Cons: Very early start to wake up for, probably earlier than anyone else in the household so could also be a disturbance. A temptation to sleep in if not very driven and requires a strict adherence to get to bed immediately after prayers
Pros: Training completed in the morning, with full energy and glycogen stores from dinner the previous evening. Able to consume water during training and use this time to focus on hydration after being asleep and for the day ahead. A relaxed evening of food prep, eating and prayers ahead. Also very easy to throw in days where you don’t train and increase Sahur calories, or consume no calories during Sahur training and hit a 24-hr food fast between Iftars.
Cons: Calorie consumption very focused on a 2-hr window in the evening, so tricky for those with many calories to consume to maintain mass. Also could easily result in binging for those with poor diet control.
With lockdown meaning we don’t need to worry about getting to the gym or it being closed at such an early hour, this is our favourite schedule! As a result, we’ve expanded on our proposed weekly schedule so you can get an idea for how to plan it.
Considerations: What we like about this structure is that every mealtime is not an attempt to both rehydrate and restore calories at the same time. If one’s stomach was left full of water when attempting to digest food, the key ingredient for this process (Hydrochloric Acid) would be heavily diluted and the digestive system nowhere near as effective. As a result, the body has to modulate the effect of water in the digestive system and this takes energy away from the key task at hand which is food processing.. If we can focus more onboarding of water in the periods right before and after sleep, and prioritise food consumption at Iftar (without training in the evening and leading to even more dramatically increased thirst upon breaking fast) this is ideal for optimal assimilation of nutrients.

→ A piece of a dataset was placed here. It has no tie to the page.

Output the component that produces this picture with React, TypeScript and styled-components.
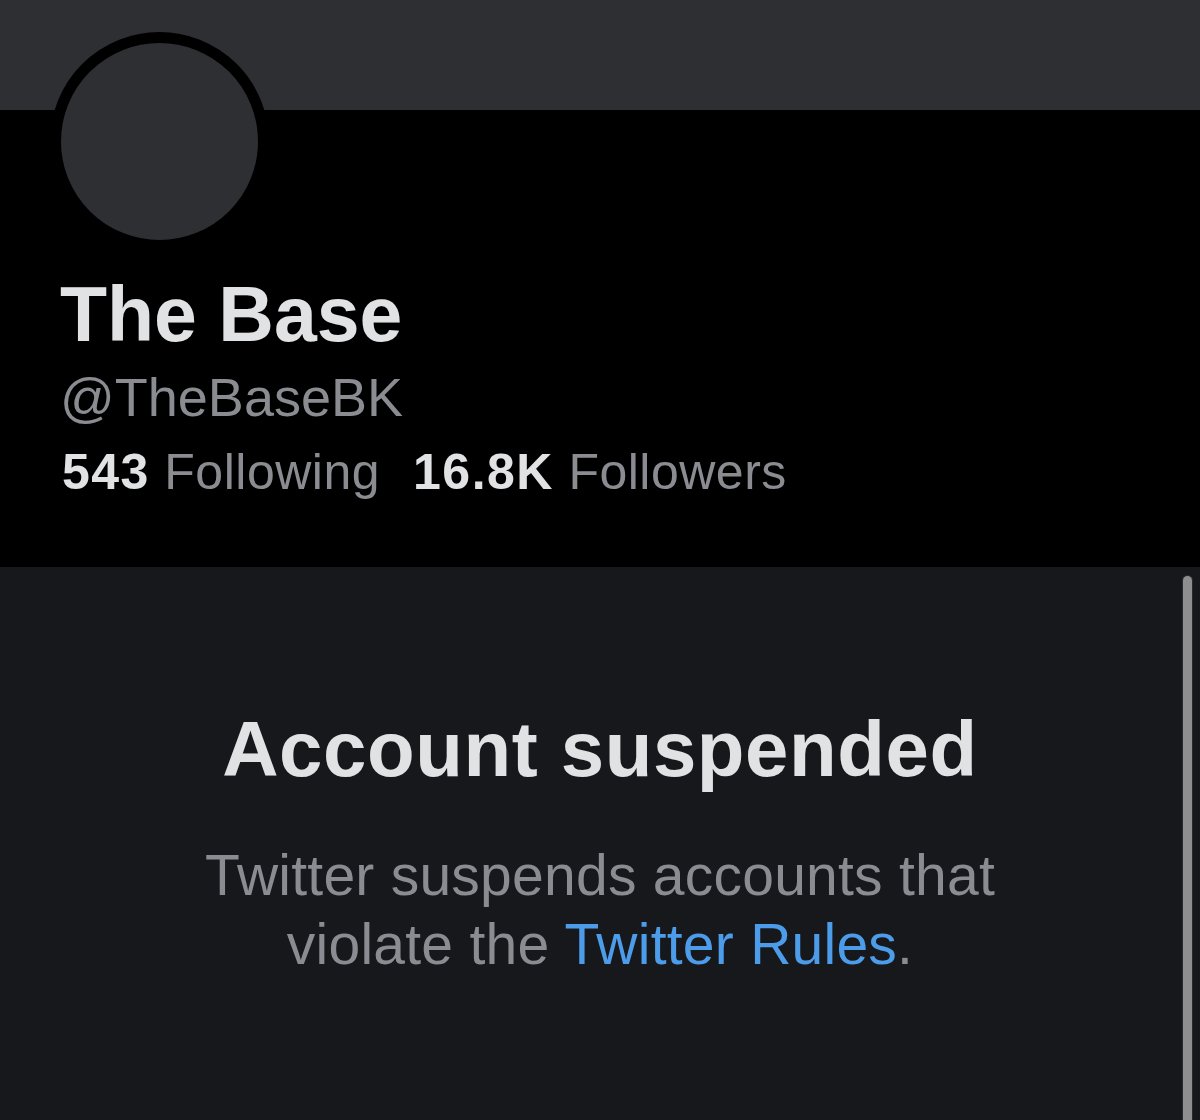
import styled, { createGlobalStyle } from 'styled-components';

const GlobalStyle = createGlobalStyle`
  html, body {
    margin: 0;
    padding: 0;
    background: #17181c;
  }
  body {
    font-family: "Liberation Sans", Arial, sans-serif;
  }
`;

const Page = styled.div`
  display: flex;
  flex-direction: column;
  width: 1200px;
  min-height: 1120px;
`;

const Banner = styled.div`
  height: 110px;
  background-color: #2e2f33;
`;

const Header = styled.div`
  display: flex;
  flex-direction: column;
  background-color: #000;
  padding: 0 0 67px 60px;
`;

const Avatar = styled.div`
  width: 197px;
  height: 197px;
  margin: -78px 0 0 -10px;
  border: 11px solid #000;
  border-radius: 50%;
  background-color: #2e2f33;
`;

const Name = styled.h1`
  margin: 19px 0 0;
  font-size: 77px;
  line-height: 88px;
  font-weight: 700;
  color: #e1e2e4;
`;

const Handle = styled.div`
  margin-top: 8px;
  font-size: 54px;
  line-height: 62px;
  color: #8a8c91;
`;

const Stats = styled.div`
  display: flex;
  gap: 33px;
  margin: 16px 0 0 2px;
  font-size: 50px;
  line-height: 56px;
`;

const Stat = styled.span`
  color: #8a8c91;
  letter-spacing: 0.5px;
`;

const Count = styled.b`
  color: #e1e2e4;
  font-weight: 700;
  letter-spacing: 1.5px;
`;

const Body = styled.div`
  position: relative;
  flex: 1;
  display: flex;
  flex-direction: column;
  align-items: center;
  padding-top: 137px;
  background-color: #17181c;
`;

const Title = styled.h2`
  margin: 0;
  font-size: 78px;
  line-height: 90px;
  font-weight: 700;
  letter-spacing: 0.6px;
  color: #e1e2e4;
`;

const Message = styled.p`
  max-width: 840px;
  margin: 47px 0 0;
  font-size: 57px;
  line-height: 69px;
  letter-spacing: 0.25px;
  text-align: center;
  color: #8a8c91;
`;

const RulesLink = styled.a`
  color: #4c9ce9;
  text-decoration: none;
`;

const ScrollThumb = styled.div`
  position: absolute;
  top: 9px;
  right: 8px;
  bottom: 0;
  width: 9px;
  border-radius: 5px 5px 0 0;
  background-color: #8e8e91;
  box-shadow: 0 0 0 1px #2a2b2f;
`;

export default function App(): JSX.Element {
  return (
    <Page>
      <GlobalStyle />
      <Banner />
      <Header>
        <Avatar />
        <Name>The Base</Name>
        <Handle>@TheBaseBK</Handle>
        <Stats>
          <Stat>
            <Count>543</Count> Following
          </Stat>
          <Stat>
            <Count>16.8K</Count> Followers
          </Stat>
        </Stats>
      </Header>
      <Body>
        <Title>Account suspended</Title>
        <Message>
          Twitter suspends accounts that violate the <RulesLink href="#">Twitter Rules</RulesLink>.
        </Message>
        <ScrollThumb />
      </Body>
    </Page>
  );
}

Whilst dry-fasting between sahur and iftar is an incredible test of will power, it doesn’t achieve the health benefits targeted by Intermittent Fasting protocols. The refeed takes place after 13hrs which is too soon for the body to have spent a considerable amount of time with an empty stomach for the restorative process to take place, or really suffered glycogen depletion to the point where gluconeogenesis is being forced and the body has to use fat stores for energy. Inserting a 24-hr fast into the week, with a food-less, well-hydrated cardio session involved, heightens the effect of this in a low insulin state. If steady-state jogging, cycling or rowing isn’t an option on lockdown, a full-body routine taking low-impact bodyweight movements, cycling through body parts and not flirting with the tax of failure proximity is an ample solution.
Before even considering this, please be sure to read the first article of our series on Intermittent Fasting, 1 - Should I Try It? We’d also highly recommend taking consult from one of our qualified nutritionists if you’re unsure as to whether it is a suitable decision for you to be making.
You’ll also get benefit from exploring the other articles on this topic if you really wish to go down this route appropriately informed. In weeks 1 & 2, one could implement a 22-hr fast by eating after prayers in the evening and thus only IF Fasting from 21:30-19:30 the following day. However, if they feel comfortable doing so in week’s 3 & 4, they can increase this to a 24-hr fast by only eating before prayers and fasting from 20:00-19:30 the following day.
And that's all folks! We really hope this helps provide some guidance during a time that is meant to provide a test. View it as an obstacle to overcome, with the goal being more maintenance-focused, ready to go back to making progress once normality resumes. Good luck!